DESCRIPTION
FRANCIS PICABIA (Paris, 1879-1953).
"Two models", 1920.
Ink and watercolor on paper.
Measurements: 33 x 20 cm; 51 x 38 cm (frame).
Provenance: Godia Collection, Barcelona. Artur Ramon Gallery, Barcelona.
Francis Picabia was a French avant-garde painter, poet and typographer. After experimenting with Impressionism and Pointillism, Picabia became associated with Cubism. His highly abstract flat compositions were colorful and rich in hallmarks. He was one of the first important figures of the Dada movement in the United States and France. He later became briefly associated with Surrealism, but would soon turn his back on the art establishment. Early in his career, from 1903 to 1908, Picabia was influenced by the Impressionist paintings of Alfred Sisley. From 1909, he came under the influence of the Cubists who would later form the Golden Section (Section d'Or).
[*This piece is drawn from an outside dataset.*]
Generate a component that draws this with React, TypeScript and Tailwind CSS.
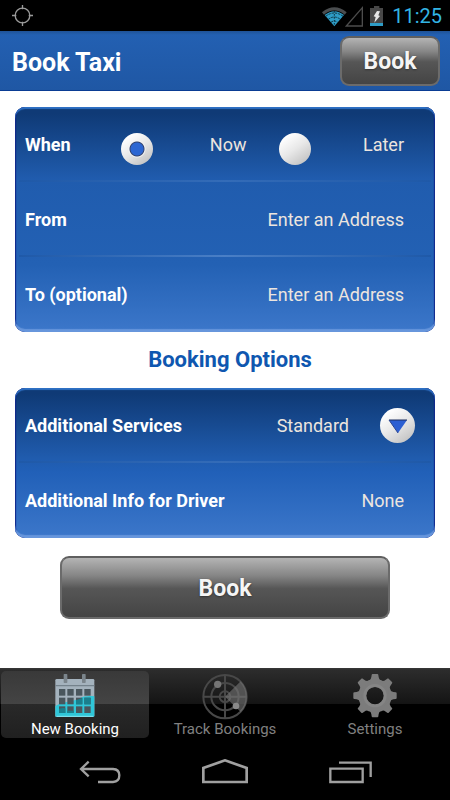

Picabia was the only member of the Cubist group to personally attend the Armory Show in New York, thus getting Alfred Stieglitz to facilitate a solo exhibition, Francis Picabia's New York Studies exhibition, at his gallery 291 (formerly Little Galleries of the Photo-Secession).Picabia traveled to New York City several times and was active in the avant-garde movements, introducing modern art to America. In 1922, André Breton relaunched the magazine Littérature with cover images by Picabia, whom he gave carte blanche for each issue. 1925, Picabia returned to figurative painting, and during the 1930s he became a close friend of the modernist novelist Gertrude Stein. In the early 1940s he moved to the south of France, where his work took a surprising turn: he produced a series of paintings based on nude glamour photos in French "girlie" magazines such as Paris Sex-Appeal.Before the end of World War II, he returned to Paris, where he resumed abstract painting and writing poetry. Today his works are in important private and public collections. Highlights include the Museum of Modern Art and the Solomon R. Guggenheim Museum in New York; the Philadelphia Museum of Art; the Art Institute of Chicago; the Tate Gallery, London; the Musée National d'Art Moderne, Paris; and Museum de Fundatie, Zwolle, The Netherlands.